Two things that I'd be interested in if you can help further:
1. What happens if you disable "shared forwarding" on Firewall: Settings: Advanced with the gateway in the rule set?
2. What happens when you don't have a gateway set in the rule? (both shared and non-shared would be interesting)
Thanks,
Franco
-
1. "shared forwarding":
I disabled and reenabled twice, testing in between each time and the issue only happens if shared forwarding is enabled (checkbox is checked). Interestingly, even if "shared forwarding" is disabled, I have 100% packet loss somehow (but opnsense does not crash).
2. gateways:
I simply disabled the gateway to the wireguard intf (the one the ICMPv6 fw rules points to), forcing traffic onto the default gateway to the WAN intf and there is no issue anymore then. "shared forwarding" was enabled. In this case the pings are successful (at least below a certain packet size).
Let me know if that's sufficient for you.
-
Thanks a lot. Based on code not available in FreeBSD 13 (where the issue first appeared) I'm inclined to test this shortcut dropping the bad traffic for the time being:
https://github.com/opnsense/src/commit/5d8cfe7c1eb
# opnsense-update -zkr 23.1.6-refragment
I couldn't reproduce this today due to fighting with prefix delegation inception (not wanting to crash my main box) so I'm not 100% it prevents the panic. Traffic should still be dropped though.
Cheers,
Franco
-
Looks good, I can't get it to crash anymore with this command, even though " Shared forwarding" is enabled. I rebooted the router a couple of times to be sure.
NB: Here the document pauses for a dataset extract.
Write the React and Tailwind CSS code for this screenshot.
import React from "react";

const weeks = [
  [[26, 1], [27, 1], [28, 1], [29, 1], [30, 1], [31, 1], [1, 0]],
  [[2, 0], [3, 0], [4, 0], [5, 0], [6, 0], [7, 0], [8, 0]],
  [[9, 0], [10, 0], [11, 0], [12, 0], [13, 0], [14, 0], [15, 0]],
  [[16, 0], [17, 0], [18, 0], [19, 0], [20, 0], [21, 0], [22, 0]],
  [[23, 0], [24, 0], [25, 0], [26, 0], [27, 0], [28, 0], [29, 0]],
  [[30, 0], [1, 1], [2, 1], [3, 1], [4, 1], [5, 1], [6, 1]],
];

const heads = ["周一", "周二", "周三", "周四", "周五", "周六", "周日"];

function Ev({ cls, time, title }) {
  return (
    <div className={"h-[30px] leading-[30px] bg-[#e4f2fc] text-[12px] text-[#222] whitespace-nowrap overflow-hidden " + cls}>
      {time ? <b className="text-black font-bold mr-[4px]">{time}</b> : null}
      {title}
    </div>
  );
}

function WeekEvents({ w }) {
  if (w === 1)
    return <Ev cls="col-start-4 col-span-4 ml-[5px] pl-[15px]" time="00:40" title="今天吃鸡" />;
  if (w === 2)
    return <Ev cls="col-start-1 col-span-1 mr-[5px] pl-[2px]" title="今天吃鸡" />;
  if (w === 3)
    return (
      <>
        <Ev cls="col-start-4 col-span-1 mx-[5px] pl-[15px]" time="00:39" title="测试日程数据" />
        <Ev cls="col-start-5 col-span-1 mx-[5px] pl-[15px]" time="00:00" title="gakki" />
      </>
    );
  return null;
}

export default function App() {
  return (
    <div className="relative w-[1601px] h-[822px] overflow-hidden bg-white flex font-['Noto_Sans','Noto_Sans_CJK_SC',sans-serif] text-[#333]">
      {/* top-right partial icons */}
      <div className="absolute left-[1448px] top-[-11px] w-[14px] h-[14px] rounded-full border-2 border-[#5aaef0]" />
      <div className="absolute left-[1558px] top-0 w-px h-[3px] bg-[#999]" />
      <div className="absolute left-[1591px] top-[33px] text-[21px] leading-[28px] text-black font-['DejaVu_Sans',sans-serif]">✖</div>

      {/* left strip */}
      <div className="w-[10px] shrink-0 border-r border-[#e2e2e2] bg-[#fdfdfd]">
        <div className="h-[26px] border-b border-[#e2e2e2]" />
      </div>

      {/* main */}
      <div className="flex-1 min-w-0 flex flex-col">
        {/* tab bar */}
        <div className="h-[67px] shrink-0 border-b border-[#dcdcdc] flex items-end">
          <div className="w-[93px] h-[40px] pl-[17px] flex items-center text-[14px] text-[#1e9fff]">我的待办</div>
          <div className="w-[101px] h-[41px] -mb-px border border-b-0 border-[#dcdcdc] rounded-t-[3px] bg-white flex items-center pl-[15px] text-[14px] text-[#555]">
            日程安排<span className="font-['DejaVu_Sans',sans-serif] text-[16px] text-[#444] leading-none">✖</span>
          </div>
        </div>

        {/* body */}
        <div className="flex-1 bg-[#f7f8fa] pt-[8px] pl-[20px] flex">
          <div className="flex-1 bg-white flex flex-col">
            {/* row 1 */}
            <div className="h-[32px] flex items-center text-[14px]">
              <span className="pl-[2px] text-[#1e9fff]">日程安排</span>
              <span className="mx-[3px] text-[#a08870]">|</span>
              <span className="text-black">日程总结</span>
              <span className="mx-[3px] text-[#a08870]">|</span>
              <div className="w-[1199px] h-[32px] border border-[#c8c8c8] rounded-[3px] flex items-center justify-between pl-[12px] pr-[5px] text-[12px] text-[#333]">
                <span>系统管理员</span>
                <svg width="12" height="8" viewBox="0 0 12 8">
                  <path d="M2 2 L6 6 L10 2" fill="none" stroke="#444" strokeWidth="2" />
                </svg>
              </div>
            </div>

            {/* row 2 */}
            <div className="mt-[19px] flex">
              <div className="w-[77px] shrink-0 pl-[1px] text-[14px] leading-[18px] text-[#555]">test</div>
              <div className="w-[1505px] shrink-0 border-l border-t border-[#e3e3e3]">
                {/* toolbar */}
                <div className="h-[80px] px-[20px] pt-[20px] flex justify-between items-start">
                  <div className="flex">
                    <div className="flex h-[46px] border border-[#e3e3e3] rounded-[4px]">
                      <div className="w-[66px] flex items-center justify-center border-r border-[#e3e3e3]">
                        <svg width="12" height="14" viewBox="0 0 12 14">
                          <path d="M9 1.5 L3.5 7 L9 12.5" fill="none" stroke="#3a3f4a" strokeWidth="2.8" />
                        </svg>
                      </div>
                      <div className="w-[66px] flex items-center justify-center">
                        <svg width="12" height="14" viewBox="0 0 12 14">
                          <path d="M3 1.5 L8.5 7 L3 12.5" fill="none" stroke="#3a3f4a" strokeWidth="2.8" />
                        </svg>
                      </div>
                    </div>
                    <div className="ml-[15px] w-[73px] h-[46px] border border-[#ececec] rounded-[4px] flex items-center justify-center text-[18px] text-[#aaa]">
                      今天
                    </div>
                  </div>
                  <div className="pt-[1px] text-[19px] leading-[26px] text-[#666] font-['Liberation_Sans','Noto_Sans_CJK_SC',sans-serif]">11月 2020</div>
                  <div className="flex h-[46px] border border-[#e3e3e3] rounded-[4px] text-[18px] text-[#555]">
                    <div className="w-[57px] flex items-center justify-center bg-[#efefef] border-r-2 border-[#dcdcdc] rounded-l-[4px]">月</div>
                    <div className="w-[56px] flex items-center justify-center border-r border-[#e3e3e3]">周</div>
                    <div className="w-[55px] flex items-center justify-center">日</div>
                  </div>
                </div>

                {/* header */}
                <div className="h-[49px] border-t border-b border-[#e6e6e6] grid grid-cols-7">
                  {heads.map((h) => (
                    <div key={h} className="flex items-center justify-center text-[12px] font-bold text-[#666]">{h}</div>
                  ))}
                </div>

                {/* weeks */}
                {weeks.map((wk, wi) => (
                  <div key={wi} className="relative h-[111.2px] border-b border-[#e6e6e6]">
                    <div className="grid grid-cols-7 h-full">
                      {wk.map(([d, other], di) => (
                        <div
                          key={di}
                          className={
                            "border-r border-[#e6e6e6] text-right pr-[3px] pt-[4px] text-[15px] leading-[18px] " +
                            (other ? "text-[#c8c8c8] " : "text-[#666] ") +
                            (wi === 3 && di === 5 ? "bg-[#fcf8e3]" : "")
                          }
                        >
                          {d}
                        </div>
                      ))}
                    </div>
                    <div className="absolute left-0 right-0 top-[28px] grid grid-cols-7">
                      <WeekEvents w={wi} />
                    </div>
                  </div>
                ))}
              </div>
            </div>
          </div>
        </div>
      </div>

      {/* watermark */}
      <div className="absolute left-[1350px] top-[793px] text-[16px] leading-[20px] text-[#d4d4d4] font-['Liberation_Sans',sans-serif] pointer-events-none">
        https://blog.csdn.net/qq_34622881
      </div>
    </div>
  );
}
On the dashboard it still reports the version as being "OPNsense 23.1.7_3-amd64" though, is that expected?
-
Yes, only "uname -a" should report something along the lines of "5d8cfe7" which is the commit hash for the build since this only replaced the kernel.
Good enough for me. I will add this to stable/23.1 branch then.
Thanks again,
Franco
-
PS: The "bad" upstream change appears to be https://github.com/opnsense/src/commit/53a4886d5d which broke the pf(4) end assuming ip6_forward() was safe in all cases -- well, at least it was before FreeBSD 13. ;)
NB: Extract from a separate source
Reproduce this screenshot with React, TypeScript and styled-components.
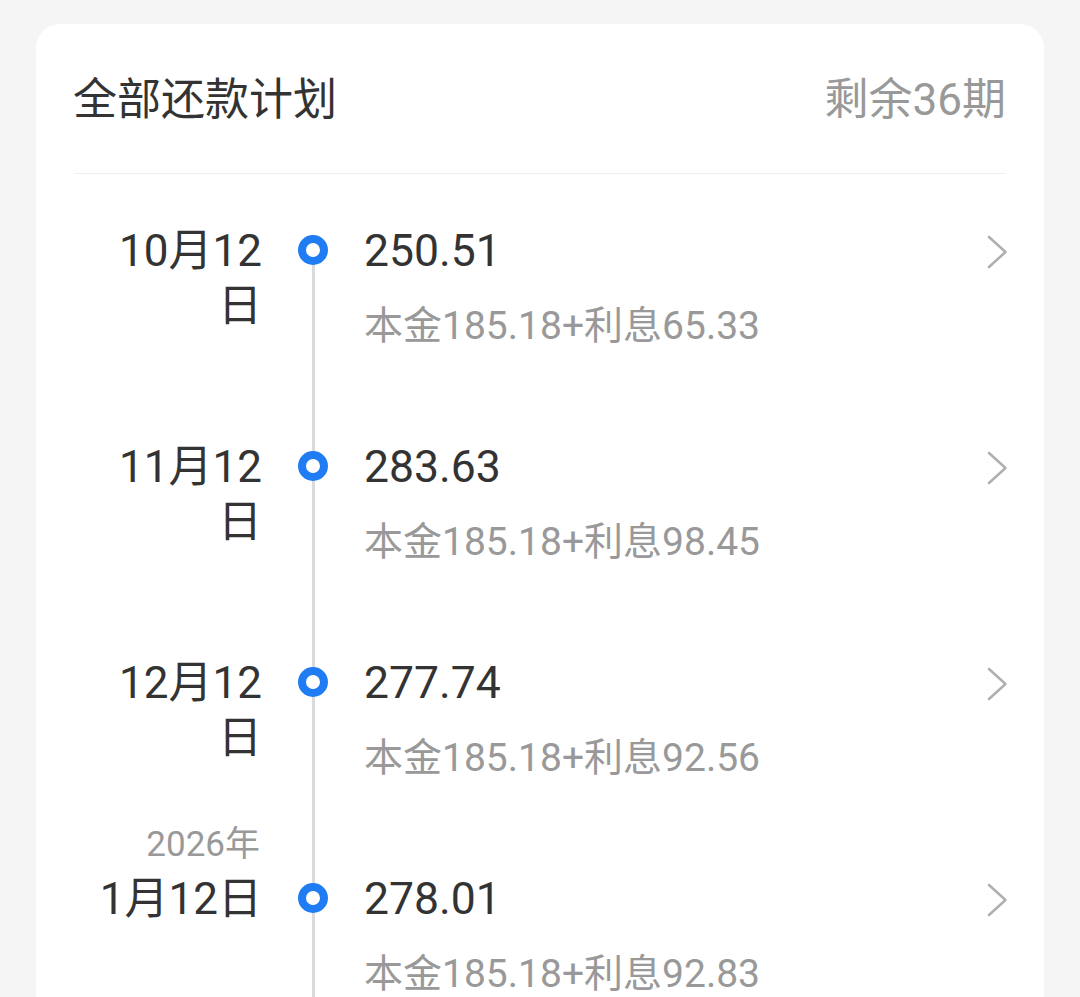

https://github.com/freebsd/freebsd-src/commit/b52b61c0b6b appears to fix this, but was never added to stable/13 and doesn't apply cleanly there as well so that's why I went with the commit mentioned earlier.
-
This means that at some point in the future, such packets will work again over opnsense and not be dropped anymore, but at this point in time, it seems there is no clear date or target version as to when this will be possible, is my understanding correct?
-
I might revisit this sooner than later, but I'm unable to use upstream work easily here ETA is in a more or less long-term, correct.
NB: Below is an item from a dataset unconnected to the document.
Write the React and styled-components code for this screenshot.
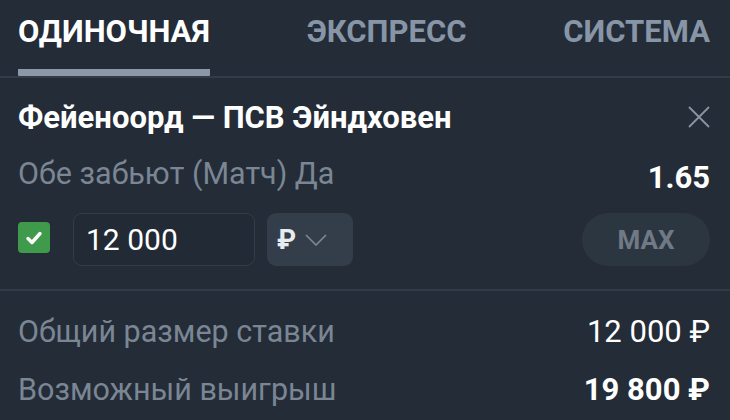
import React from "react";
import styled, { createGlobalStyle } from "styled-components";

const GlobalStyle = createGlobalStyle`
  html, body { margin: 0; padding: 0; background: #232c37; }
  body { font-family: Roboto, "Noto Sans", Arial, sans-serif; }
  * { box-sizing: border-box; }
`;

const Slip = styled.div`
  width: 730px;
  height: 420px;
  overflow: hidden;
  background: #232c37;
  color: #ffffff;
`;

const Tabs = styled.div`
  display: flex;
  justify-content: space-between;
  padding: 0 20px 0 18px;
  border-bottom: 2px solid #323c48;
`;

const Tab = styled.div`
  height: 76px;
  padding-top: 16px;
  font-size: 31px;
  line-height: 31px;
  font-weight: 700;
  color: ${(p) => (p.$active ? "#ffffff" : "#8795a7")};
  border-bottom: 7px solid ${(p) => (p.$active ? "#8d98a6" : "transparent")};
  border-radius: 0 0 1px 1px;
`;

const Bet = styled.div`
  padding: 15px 20px 23px 18px;
  border-bottom: 2px solid #323c48;
`;

const Row = styled.div`
  display: flex;
  align-items: center;
  justify-content: space-between;
  height: ${(p) => p.$h}px;
`;

const Title = styled.div`
  font-size: 31px;
  line-height: 31px;
  font-weight: 700;
  color: #ffffff;
`;

const Close = styled.button`
  width: 22px;
  height: 22px;
  padding: 0;
  border: 0;
  background: none;
  display: flex;
  color: #8a95a2;
`;

const Market = styled.div`
  font-size: 30.5px;
  line-height: 31px;
  color: #7b8694;
`;

const Odds = styled.div`
  font-size: 31px;
  line-height: 31px;
  font-weight: 700;
  color: #ffffff;
  margin-top: 8px;
`;

const Controls = styled.div`
  display: flex;
  align-items: center;
  height: 53px;
  margin-top: 8px;
`;

const Check = styled.span`
  width: 32px;
  height: 31px;
  margin-top: -4px;
  border-radius: 4px;
  background: #3f9a4b;
  display: flex;
  align-items: center;
  justify-content: center;
  margin-right: 23px;
`;

const Amount = styled.div`
  width: 182px;
  height: 53px;
  border: 1.5px solid #323d4a;
  border-radius: 9px;
  background: #212a35;
  display: flex;
  align-items: center;
  padding-left: 12px;
  font-size: 30px;
  color: #ffffff;
`;

const Currency = styled.div`
  width: 86px;
  height: 53px;
  margin-left: 12px;
  border-radius: 9px;
  background: #333e4a;
  display: flex;
  align-items: center;
  padding-left: 10px;
  gap: 9px;
  font-size: 27px;
  font-weight: 700;
  color: #e9ecef;
`;

const Max = styled.button`
  margin-left: auto;
  width: 128px;
  height: 53px;
  border: 0;
  border-radius: 27px;
  background: #2c3641;
  color: #6f7a86;
  font-family: Roboto, Arial, sans-serif;
  font-size: 26px;
  font-weight: 700;
  padding: 0;
`;

const Summary = styled.div`
  padding: 11px 20px 0 18px;
`;

const Label = styled.div`
  font-size: 30.5px;
  line-height: 31px;
  color: #7b8694;
`;

const Value = styled.div`
  font-size: 31px;
  line-height: 31px;
  font-weight: ${(p) => (p.$bold ? 700 : 400)};
  color: #ffffff;
`;

export default function App() {
  return (
    <Slip>
      <GlobalStyle />
      <Tabs>
        <Tab $active>ОДИНОЧНАЯ</Tab>
        <Tab>ЭКСПРЕСС</Tab>
        <Tab>СИСТЕМА</Tab>
      </Tabs>
      <Bet>
        <Row $h={48}>
          <Title>Фейеноорд — ПСВ Эйндховен</Title>
          <Close aria-label="close">
            <svg width="22" height="22" viewBox="0 0 22 22">
              <path d="M1 1L21 21M21 1L1 21" stroke="currentColor" strokeWidth="1.8" />
            </svg>
          </Close>
        </Row>
        <Row $h={64}>
          <Market>Обе забьют (Матч) Да</Market>
          <Odds>1.65</Odds>
        </Row>
        <Controls>
          <Check>
            <svg width="20" height="20" viewBox="0 0 20 20">
              <path d="M4 10.5L8 14.5L16 5.5" fill="none" stroke="#fff" strokeWidth="3.4" strokeLinecap="round" strokeLinejoin="round" />
            </svg>
          </Check>
          <Amount>12 000</Amount>
          <Currency>
            ₽
            <svg width="22" height="12" viewBox="0 0 22 12">
              <path d="M1 1L11 11L21 1" fill="none" stroke="#7d8896" strokeWidth="1.6" />
            </svg>
          </Currency>
          <Max>MAX</Max>
        </Controls>
      </Bet>
      <Summary>
        <Row $h={58}>
          <Label>Общий размер ставки</Label>
          <Value>12 000 ₽</Value>
        </Row>
        <Row $h={58}>
          <Label>Возможный выигрыш</Label>
          <Value $bold>19 800 ₽</Value>
        </Row>
      </Summary>
    </Slip>
  );
}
The next fixed version would be the one using FreeBSD 14.1, but 14.0 isn't even out yet so that might be one year away for 24.7 at the earliest. 23.7 plans to move to FreeBSD 13.2 but the problem is the same there (also stable/13 branch without any such fixes).
Cheers,
Franco
-
Thanks, it's not a big deal (now that it does not crash anymore), just wanted to check my understanding.
-
Fair enough, happy to share that information from the release side.
Cheers,
Franco
-
Actually I do have an idea on how to fix this without overcomplicating it. It might not be 100% correct but we could still try to forward/output those packets now being dropped. Want to try a patch?
-
Sure thing. This sense is not "productive" yet (this is for a home office, nothing enterprise-level), I still struggle with some MTU/MSS/segmentation issue which are killing my throughput (I'll start a new thread on that in a while), so I can try a patch, no problem.
And THANKS btw, really amazing work you guys do.
-
All in a days work for bicycle repair man ;)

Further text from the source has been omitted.